Amazon is no stranger to lawsuits from consumers, U.S. lawmakers and regulators targeting Amazon's anti-competitive business practices, consumer injuries, counterfeit and fraudulent items, and deaths.

September 15, 2022, Los Angeles, CA – A lawsuit filed by CA Attorney General Rob Bonta, targets Amazon's dealings with third-party merchants and suppliers. Amazon penalizes sellers and suppliers that offer lower prices at other internet sites, including Walmart and Target.

Amazon seller sanctions included disqualifying them from winning the "Buy Box" (the box containing the "Add to Cart" button on the listing page the shopper clicks to add the product to their cart), demoting seller listings to the bottom of Amazon's organic search results, and blocking sellers from creating new listings in their third-party seller accounts altogether.

The lawsuit alleges "Amazon makes consumers think they are getting the lowest prices possible when in fact, they cannot get the low prices that would prevail in a freely competitive market because Amazon has coerced and induced its third-party sellers and wholesale suppliers to enter into anti-competitive agreements on price. The intent and effect of these agreements is to insulate Amazon from price competition, entrenching Amazon's dominance, preventing effective competition, and harming consumers and the California economy."
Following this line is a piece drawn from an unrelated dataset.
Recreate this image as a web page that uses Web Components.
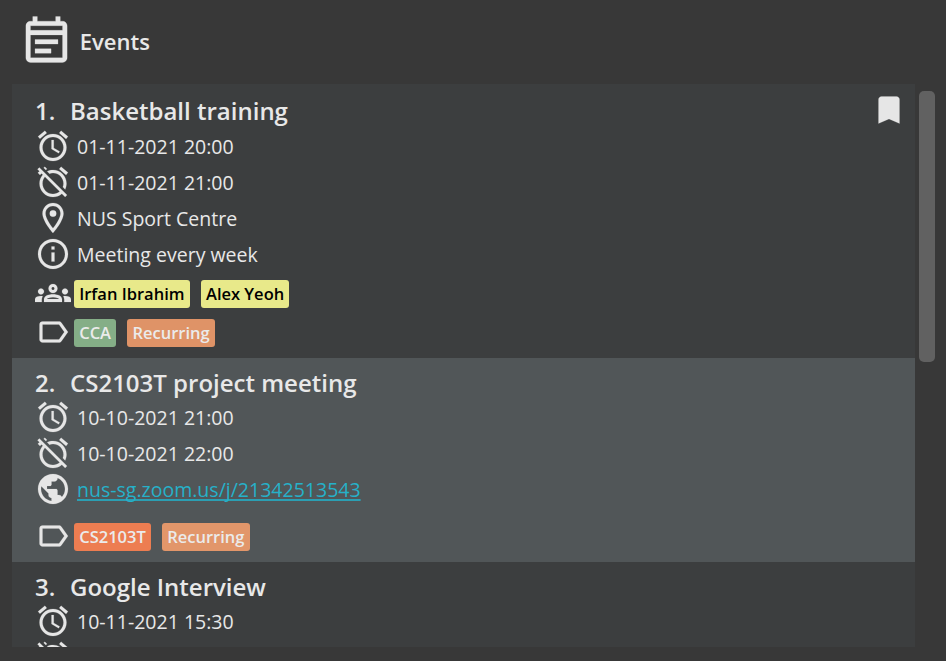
<!DOCTYPE html>
<html lang="en">
<head>
<meta charset="utf-8">
<title>Events</title>
<style>
  html, body { margin: 0; height: 100%; background: #383838; overflow: hidden; }
  body { font-family: "Open Sans", "Noto Sans", sans-serif; color: #e8e8e8; }
</style>
</head>
<body>
<event-panel heading="Events">
  <event-card number="1." name="Basketball training" marked>
    <event-line icon="alarm">01-11-2021 20:00</event-line>
    <event-line icon="alarmOff">01-11-2021 21:00</event-line>
    <event-line icon="place">NUS Sport Centre</event-line>
    <event-line icon="info">Meeting every week</event-line>
    <tag-row icon="groups" style="--top:8px">
      <tag-chip style="--fill:#e8e98a;--ink:#000">Irfan Ibrahim</tag-chip>
      <tag-chip style="--fill:#e8e98a;--ink:#000">Alex Yeoh</tag-chip>
    </tag-row>
    <tag-row icon="label" style="--top:11px">
      <tag-chip style="--fill:#85ae87">CCA</tag-chip>
      <tag-chip style="--fill:#df9367">Recurring</tag-chip>
    </tag-row>
  </event-card>
  <event-card number="2." name="CS2103T project meeting" selected>
    <event-line icon="alarm">10-10-2021 21:00</event-line>
    <event-line icon="alarmOff">10-10-2021 22:00</event-line>
    <event-line icon="globe" link>nus-sg.zoom.us/j/21342513543</event-line>
    <tag-row icon="label" style="--top:16px">
      <tag-chip style="--fill:#ed7d51">CS2103T</tag-chip>
      <tag-chip style="--fill:#e2966a">Recurring</tag-chip>
    </tag-row>
  </event-card>
  <event-card number="3." name="Google Interview">
    <event-line icon="alarm">10-11-2021 15:30</event-line>
    <event-line icon="alarmOff"></event-line>
  </event-card>
</event-panel>
<script>
const PATHS = {
  note: 'M19 4h-1V2h-2v2H8V2H6v2H5c-1.11 0-1.99.9-1.99 2L3 20c0 1.1.89 2 2 2h14c1.1 0 2-.9 2-2V6c0-1.1-.9-2-2-2zm0 16H5V10h14v10zm0-12H5V6h14v2zM7 12h10v2H7zm0 4h7v2H7z',
  alarm: 'M22 5.72l-4.6-3.86-1.29 1.53 4.6 3.86L22 5.72zM7.88 3.39L6.6 1.86 2 5.71l1.29 1.53 4.59-3.85zM12.5 8H11v6l4.75 2.85.75-1.23-4-2.37V8zM12 4c-4.97 0-9 4.03-9 9s4.02 9 9 9c4.97 0 9-4.03 9-9s-4.03-9-9-9zm0 16c-3.87 0-7-3.13-7-7s3.13-7 7-7 7 3.13 7 7-3.13 7-7 7z',
  alarmOff: 'M12 6c3.87 0 7 3.13 7 7 0 .84-.16 1.65-.43 2.4l1.52 1.52c.58-1.19.91-2.51.91-3.92 0-4.97-4.03-9-9-9-1.41 0-2.73.33-3.92.91L9.6 6.43C10.35 6.16 11.16 6 12 6zm10-.28l-4.6-3.86-1.29 1.53 4.6 3.86L22 5.72zM2.92 2.29L1.65 3.57 2.98 4.9l-1.11.93 1.42 1.42 1.11-.94.8.8C3.83 8.69 3 10.75 3 13c0 4.97 4.02 9 9 9 2.25 0 4.31-.83 5.89-2.2l2.2 2.2 1.27-1.27L3.89 3.27l-.97-.98zm13.55 16.1C15.26 19.39 13.7 20 12 20c-3.87 0-7-3.13-7-7 0-1.7.61-3.26 1.61-4.47l9.86 9.86zM8.02 3.28L6.6 1.86l-.86.71 1.42 1.42.86-.71z',
  place: 'M12 2C8.13 2 5 5.13 5 9c0 5.25 7 13 7 13s7-7.75 7-13c0-3.87-3.13-7-7-7zM7 9c0-2.76 2.24-5 5-5s5 2.24 5 5c0 2.88-2.88 7.19-5 9.88C9.92 16.21 7 11.85 7 9zm5-2.2a2.2 2.2 0 1 0 0 4.4 2.2 2.2 0 0 0 0-4.4z',
  info: 'M11 7h2v2h-2zm0 4h2v6h-2zm1-9C6.48 2 2 6.48 2 12s4.48 10 10 10 10-4.48 10-10S17.52 2 12 2zm0 18c-4.41 0-8-3.59-8-8s3.59-8 8-8 8 3.59 8 8-3.59 8-8 8z',
  groups: 'M4 13c1.1 0 2-.9 2-2s-.9-2-2-2-2 .9-2 2 .9 2 2 2zm1.13 1.1c-.37-.06-.74-.1-1.13-.1-.99 0-1.93.21-2.78.58C.48 14.9 0 15.62 0 16.43V18h4.5v-1.61c0-.83.23-1.61.63-2.29zM20 13c1.1 0 2-.9 2-2s-.9-2-2-2-2 .9-2 2 .9 2 2 2zm4 3.43c0-.81-.48-1.53-1.22-1.85-.85-.37-1.79-.58-2.78-.58-.39 0-.76.04-1.13.1.4.68.63 1.46.63 2.29V18H24v-1.57zm-7.76-2.78c-1.17-.52-2.61-.9-4.24-.9-1.63 0-3.07.39-4.24.9C6.68 14.13 6 15.21 6 16.39V18h12v-1.61c0-1.18-.68-2.26-1.76-2.74zM8.07 16c.09-.23.13-.39.91-.69.97-.38 1.99-.56 3.02-.56s2.05.18 3.02.56c.77.3.81.46.91.69H8.07zM12 8c.55 0 1 .45 1 1s-.45 1-1 1-1-.45-1-1 .45-1 1-1m0-2c-1.66 0-3 1.34-3 3s1.34 3 3 3 3-1.34 3-3-1.34-3-3-3z',
  label: 'M17.63 5.84C17.27 5.33 16.67 5 16 5L5 5.01C3.9 5.01 3 5.9 3 7v10c0 1.1.9 1.99 2 1.99L16 19c.67 0 1.27-.33 1.63-.84L22 12l-4.37-6.16zM16 17H5V7h11l3.55 5L16 17z',
  globe: 'M12 2C6.48 2 2 6.48 2 12s4.48 10 10 10 10-4.48 10-10S17.52 2 12 2zm-1 17.93c-3.95-.49-7-3.85-7-7.93 0-.62.08-1.21.21-1.79L9 15v1c0 1.1.9 2 2 2v1.93zm6.9-2.54c-.26-.81-1-1.39-1.9-1.39h-1v-3c0-.55-.45-1-1-1H8v-2h2c.55 0 1-.45 1-1V7h2c1.1 0 2-.9 2-2v-.41c2.93 1.19 5 4.06 5 7.41 0 2.08-.8 3.97-2.1 5.39z',
  bookmark: 'M17 3H7c-1.1 0-1.99.9-1.99 2L5 21l7-3 7 3V5c0-1.1-.9-2-2-2z'
};
class UiIcon extends HTMLElement {
  connectedCallback() {
    this.attachShadow({ mode: 'open' }).innerHTML = `
      <style>:host{display:block;flex:none;width:var(--size,36px);height:var(--size,36px)}svg{display:block;width:100%;height:100%}</style>
      <svg viewBox="0 0 24 24" fill="#e6e6e6" stroke="#e6e6e6" stroke-opacity=".35" stroke-width=".3"><path d="${PATHS[this.getAttribute('name')]}"/></svg>`;
  }
}
class EventLine extends HTMLElement {
  connectedCallback() {
    this.attachShadow({ mode: 'open' }).innerHTML = `
      <style>
        :host{display:flex;align-items:center;gap:6px;height:36px;font-size:19.53px;line-height:36px;white-space:nowrap}
        span{padding-top:2px}
        :host([link]) span{color:#26b1c9;text-decoration:underline;text-decoration-thickness:2px;text-underline-offset:2px;text-decoration-skip-ink:none;text-decoration-color:#2b9fb3}
      </style>
      <ui-icon name="${this.getAttribute('icon')}"></ui-icon><span><slot></slot></span>`;
  }
}
class TagChip extends HTMLElement {
  connectedCallback() {
    this.attachShadow({ mode: 'open' }).innerHTML = `
      <style>:host{display:block;box-sizing:border-box;height:28px;padding:0 5.3px 0 5.2px;border-radius:3px;background:var(--fill);color:var(--ink,#ebebeb);font-size:16.5px;font-weight:600;line-height:28px;white-space:nowrap}</style>
      <slot></slot>`;
  }
}
class TagRow extends HTMLElement {
  connectedCallback() {
    this.attachShadow({ mode: 'open' }).innerHTML = `
      <style>
        :host{display:flex;gap:3px;height:28px;margin-top:var(--top)}
        ui-icon{margin-top:-5px}
        div{display:flex;gap:11px}
      </style>
      <ui-icon name="${this.getAttribute('icon')}"></ui-icon><div><slot></slot></div>`;
  }
}
class EventCard extends HTMLElement {
  connectedCallback() {
    const marked = this.hasAttribute('marked');
    this.attachShadow({ mode: 'open' }).innerHTML = `
      <style>
        :host{display:block;padding:0 8px 11px 23px;background:#3c3e3f}
        :host([selected]){background:#515658}
        header{display:flex;height:41px;font-size:24px;font-weight:600;line-height:50px;white-space:nowrap}
        :host([marked]) header{height:44px;line-height:54px}
        .number{width:35px}
        .name{flex:1}
        ui-icon{margin-top:8px}
      </style>
      <header><span class="number">${this.getAttribute('number')}</span><span class="name">${this.getAttribute('name')}</span>${marked ? '<ui-icon name="bookmark"></ui-icon>' : ''}</header>
      <slot></slot>`;
  }
}
class ScrollThumb extends HTMLElement {
  connectedCallback() {
    this.attachShadow({ mode: 'open' }).innerHTML = `
      <style>:host{display:block;width:15.5px;height:271px;margin:6.5px 0 0 4.3px;border-radius:5px;background:#616161}</style>`;
  }
}
class EventPanel extends HTMLElement {
  connectedCallback() {
    this.attachShadow({ mode: 'open' }).innerHTML = `
      <style>
        :host{display:block;width:946px;height:661px;background:#383838}
        .head{display:flex;height:84px;box-sizing:border-box;padding:12px 0 0 19.3px;font-size:22px;font-weight:600;line-height:59px}
        .head ui-icon{--size:55px;margin-right:5.5px}
        .body{display:flex;padding-left:12px}
        .list{width:903px;height:563px;overflow:hidden}
      </style>
      <div class="head"><ui-icon name="note"></ui-icon><span>${this.getAttribute('heading')}</span></div>
      <div class="body"><div class="list"><slot></slot></div><scroll-thumb></scroll-thumb></div>`;
  }
}
customElements.define('ui-icon', UiIcon);
customElements.define('event-line', EventLine);
customElements.define('tag-chip', TagChip);
customElements.define('tag-row', TagRow);
customElements.define('event-card', EventCard);
customElements.define('scroll-thumb', ScrollThumb);
customElements.define('event-panel', EventPanel);
</script>
</body>
</html>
Sellers pay Amazon a transaction fee, and often pay for Amazon's fulfillment services, advertising, and other offerings. Because of Amazon's market power over third-party sellers and wholesale suppliers, Amazon can -- and does -- charge substantially higher fees and demand substantially higher profitability on its sales of their products than it could in a competitive market.

The heavily redacted Amazon complaint cites internal Amazon documents.

Amazon is no stranger to lawsuits from consumers, U.S. lawmakers and regulators targeting Amazon's anti-competitive business practices, consumer injuries, counterfeit and fraudulent items, and deaths. Amazon recently proposed a settlement with European antitrust regulators, who charged the company with violating competition laws. The key allegations accused Amazon of using data it collected from third-party sellers to its own benefit.

Dharmesh M. Mehta, Vice President of Worldwide Customer Trust and Partner Support, represented Amazon before the United States House of Representatives Subcommittee on Consumer Protection and Commerce on March 4, 2020. Mehta is responsible for and leads the team dedicated to preventing fraud, counterfeits, fake reviews, and other forms of abuse from harming Amazon customers, brands, and selling partners. His testimony about Amazon's business practices and behavior is a shocking confirmation of Amazon's reprehensible and manipulative global system of counterfeits, fraud, deception, misrepresentation, and false advertising.

An exclusive report by The Wall Street Journal's Dana Mattioli identifies the March 9, 2022 letter sent to U.S. Attorney General Merrick Garland by Democratic and Republican members of the House Judiciary Committee. At issue are Amazon's responses to lawmakers' inquiries about how it uses the data of third-party sellers on its platform when creating private-label products and how it treats those Amazon brands in its search results.

The House Judiciary Committee's published bipartisan investigation examined whether Amazon engages in anti-competitive conduct, anti-competition practices, and whether existing antitrust laws, competition policies, and current enforcement levels are adequate to address these issues.

Amazon is the dominant online retail store in the United States and a critical outlet and distribution channel for many merchants. For hundreds of thousands of third-party sellers, Amazon sales are effectively their entire business -- if they lose Amazon, they lose their livelihood.